Extract each line holding the word "components" from the entries.

<<<<

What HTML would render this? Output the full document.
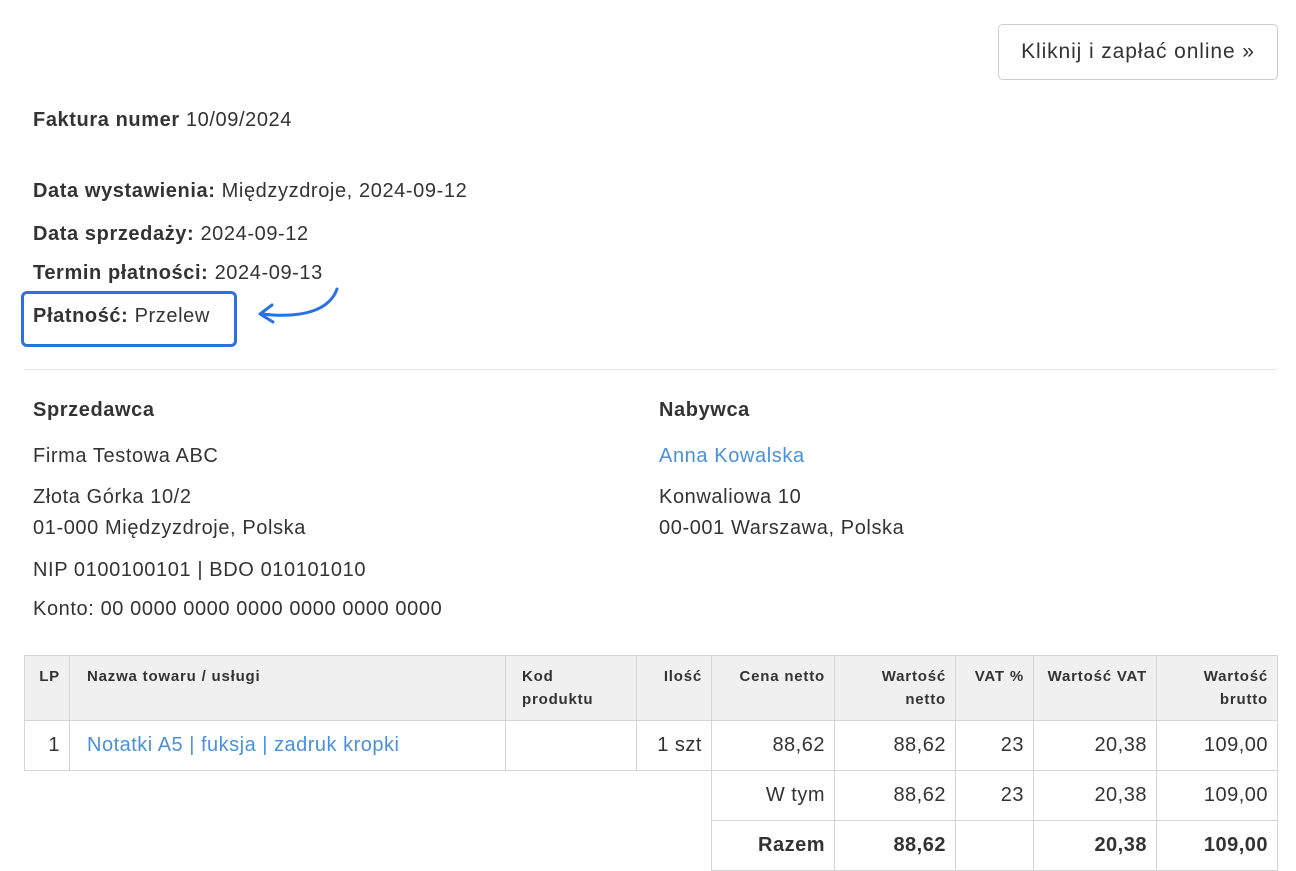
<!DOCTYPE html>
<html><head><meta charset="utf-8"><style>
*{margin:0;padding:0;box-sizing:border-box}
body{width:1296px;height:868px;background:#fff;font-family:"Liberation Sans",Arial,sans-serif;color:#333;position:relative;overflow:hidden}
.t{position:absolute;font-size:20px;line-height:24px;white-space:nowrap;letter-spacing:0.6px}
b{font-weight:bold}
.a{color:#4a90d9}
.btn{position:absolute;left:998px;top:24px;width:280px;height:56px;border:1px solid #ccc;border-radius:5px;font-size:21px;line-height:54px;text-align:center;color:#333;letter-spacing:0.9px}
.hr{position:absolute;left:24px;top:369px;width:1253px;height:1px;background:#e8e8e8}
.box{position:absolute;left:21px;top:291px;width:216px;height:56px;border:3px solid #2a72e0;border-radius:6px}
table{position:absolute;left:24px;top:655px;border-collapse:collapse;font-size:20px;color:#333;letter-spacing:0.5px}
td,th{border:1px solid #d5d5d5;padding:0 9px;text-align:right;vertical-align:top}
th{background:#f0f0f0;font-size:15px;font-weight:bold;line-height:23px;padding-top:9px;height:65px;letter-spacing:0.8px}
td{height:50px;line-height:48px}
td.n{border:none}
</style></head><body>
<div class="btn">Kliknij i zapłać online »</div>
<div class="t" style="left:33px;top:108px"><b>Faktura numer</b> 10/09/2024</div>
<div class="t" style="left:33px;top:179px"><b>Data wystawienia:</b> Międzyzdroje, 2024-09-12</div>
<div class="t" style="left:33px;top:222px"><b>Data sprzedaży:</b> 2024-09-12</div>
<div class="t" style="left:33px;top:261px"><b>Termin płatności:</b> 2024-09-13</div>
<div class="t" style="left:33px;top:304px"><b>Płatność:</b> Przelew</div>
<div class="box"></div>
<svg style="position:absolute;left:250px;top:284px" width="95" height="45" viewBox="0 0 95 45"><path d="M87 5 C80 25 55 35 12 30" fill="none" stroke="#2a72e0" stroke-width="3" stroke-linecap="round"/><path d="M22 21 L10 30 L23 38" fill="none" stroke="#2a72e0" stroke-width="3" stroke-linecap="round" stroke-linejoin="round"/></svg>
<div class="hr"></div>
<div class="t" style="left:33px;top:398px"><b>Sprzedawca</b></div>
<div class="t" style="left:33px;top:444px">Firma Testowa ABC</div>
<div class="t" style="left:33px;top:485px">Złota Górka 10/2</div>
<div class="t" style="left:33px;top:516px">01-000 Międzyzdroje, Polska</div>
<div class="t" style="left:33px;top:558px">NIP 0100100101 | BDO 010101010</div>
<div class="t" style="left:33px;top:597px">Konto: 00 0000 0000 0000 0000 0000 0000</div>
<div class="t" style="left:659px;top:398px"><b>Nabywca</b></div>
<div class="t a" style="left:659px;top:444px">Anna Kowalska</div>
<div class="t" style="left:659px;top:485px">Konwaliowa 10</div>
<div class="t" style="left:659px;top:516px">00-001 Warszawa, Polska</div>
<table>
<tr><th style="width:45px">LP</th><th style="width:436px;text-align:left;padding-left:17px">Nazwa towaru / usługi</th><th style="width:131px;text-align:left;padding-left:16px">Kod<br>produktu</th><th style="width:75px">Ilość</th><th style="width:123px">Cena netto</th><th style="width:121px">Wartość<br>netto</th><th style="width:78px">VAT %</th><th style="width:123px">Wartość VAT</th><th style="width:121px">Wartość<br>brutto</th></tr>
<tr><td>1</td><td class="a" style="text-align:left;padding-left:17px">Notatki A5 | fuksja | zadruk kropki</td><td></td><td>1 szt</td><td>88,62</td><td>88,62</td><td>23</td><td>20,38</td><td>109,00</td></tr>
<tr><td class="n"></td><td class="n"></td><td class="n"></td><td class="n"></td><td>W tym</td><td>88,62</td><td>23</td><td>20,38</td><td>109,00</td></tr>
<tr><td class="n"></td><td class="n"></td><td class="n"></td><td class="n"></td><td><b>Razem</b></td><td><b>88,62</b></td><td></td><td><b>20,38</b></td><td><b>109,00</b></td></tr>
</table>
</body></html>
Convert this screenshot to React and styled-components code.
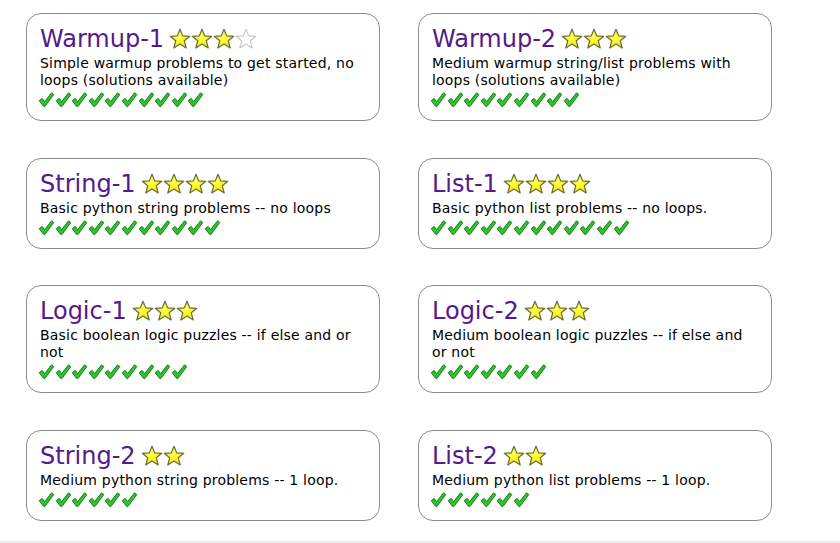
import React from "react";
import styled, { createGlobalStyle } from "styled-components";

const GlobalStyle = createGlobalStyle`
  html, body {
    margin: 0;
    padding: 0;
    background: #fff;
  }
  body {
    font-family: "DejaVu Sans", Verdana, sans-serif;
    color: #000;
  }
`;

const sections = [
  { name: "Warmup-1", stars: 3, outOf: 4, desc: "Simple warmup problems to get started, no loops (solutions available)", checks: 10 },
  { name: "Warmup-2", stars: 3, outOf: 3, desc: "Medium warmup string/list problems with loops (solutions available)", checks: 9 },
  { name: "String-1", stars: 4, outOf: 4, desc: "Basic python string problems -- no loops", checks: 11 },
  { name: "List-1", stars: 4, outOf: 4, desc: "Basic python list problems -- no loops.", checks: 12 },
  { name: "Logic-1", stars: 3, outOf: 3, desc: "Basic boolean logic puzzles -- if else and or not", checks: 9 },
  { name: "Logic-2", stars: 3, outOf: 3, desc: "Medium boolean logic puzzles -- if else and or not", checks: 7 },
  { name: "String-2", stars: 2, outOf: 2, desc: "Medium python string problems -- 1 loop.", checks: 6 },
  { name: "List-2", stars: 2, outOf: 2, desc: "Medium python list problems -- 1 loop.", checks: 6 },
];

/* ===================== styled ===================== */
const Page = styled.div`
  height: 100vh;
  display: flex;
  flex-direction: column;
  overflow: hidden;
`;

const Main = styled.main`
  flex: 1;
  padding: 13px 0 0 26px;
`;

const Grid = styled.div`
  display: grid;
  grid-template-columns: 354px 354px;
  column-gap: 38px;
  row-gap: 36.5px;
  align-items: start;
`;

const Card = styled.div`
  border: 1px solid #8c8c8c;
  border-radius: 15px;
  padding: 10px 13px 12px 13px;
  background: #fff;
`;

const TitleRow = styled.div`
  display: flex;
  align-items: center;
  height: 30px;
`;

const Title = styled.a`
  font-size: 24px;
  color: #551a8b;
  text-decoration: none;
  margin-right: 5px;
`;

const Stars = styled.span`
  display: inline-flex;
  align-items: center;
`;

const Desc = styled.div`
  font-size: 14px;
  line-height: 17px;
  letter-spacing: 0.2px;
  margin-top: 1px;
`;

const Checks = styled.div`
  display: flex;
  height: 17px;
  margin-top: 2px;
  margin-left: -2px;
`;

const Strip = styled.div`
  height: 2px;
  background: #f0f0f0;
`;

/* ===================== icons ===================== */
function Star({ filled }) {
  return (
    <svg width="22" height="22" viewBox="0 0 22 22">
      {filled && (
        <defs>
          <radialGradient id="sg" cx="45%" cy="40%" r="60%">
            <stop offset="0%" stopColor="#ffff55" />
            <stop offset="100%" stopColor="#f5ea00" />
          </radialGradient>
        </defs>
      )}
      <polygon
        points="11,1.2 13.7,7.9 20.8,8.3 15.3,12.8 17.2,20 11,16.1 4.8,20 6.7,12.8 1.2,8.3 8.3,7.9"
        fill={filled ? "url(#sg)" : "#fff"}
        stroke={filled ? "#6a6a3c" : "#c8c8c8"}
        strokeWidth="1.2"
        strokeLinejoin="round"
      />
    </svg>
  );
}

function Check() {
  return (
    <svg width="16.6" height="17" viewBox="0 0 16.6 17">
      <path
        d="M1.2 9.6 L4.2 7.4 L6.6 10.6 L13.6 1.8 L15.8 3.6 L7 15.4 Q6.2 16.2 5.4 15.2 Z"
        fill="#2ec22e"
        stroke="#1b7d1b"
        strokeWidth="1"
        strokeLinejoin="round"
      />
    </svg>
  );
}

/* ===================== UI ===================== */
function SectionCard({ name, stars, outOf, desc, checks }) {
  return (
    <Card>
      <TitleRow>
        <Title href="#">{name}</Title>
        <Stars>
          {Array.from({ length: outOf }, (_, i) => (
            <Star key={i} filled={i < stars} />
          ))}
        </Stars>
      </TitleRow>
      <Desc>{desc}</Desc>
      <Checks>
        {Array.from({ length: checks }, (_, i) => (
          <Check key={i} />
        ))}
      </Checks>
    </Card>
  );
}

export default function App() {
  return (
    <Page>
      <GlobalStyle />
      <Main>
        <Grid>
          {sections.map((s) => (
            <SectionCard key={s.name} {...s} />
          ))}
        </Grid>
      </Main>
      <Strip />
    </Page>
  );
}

>>>>

▶ [FINAL RESULT]
Convert this screenshot to React and styled-components code.
import styled, { createGlobalStyle } from "styled-components";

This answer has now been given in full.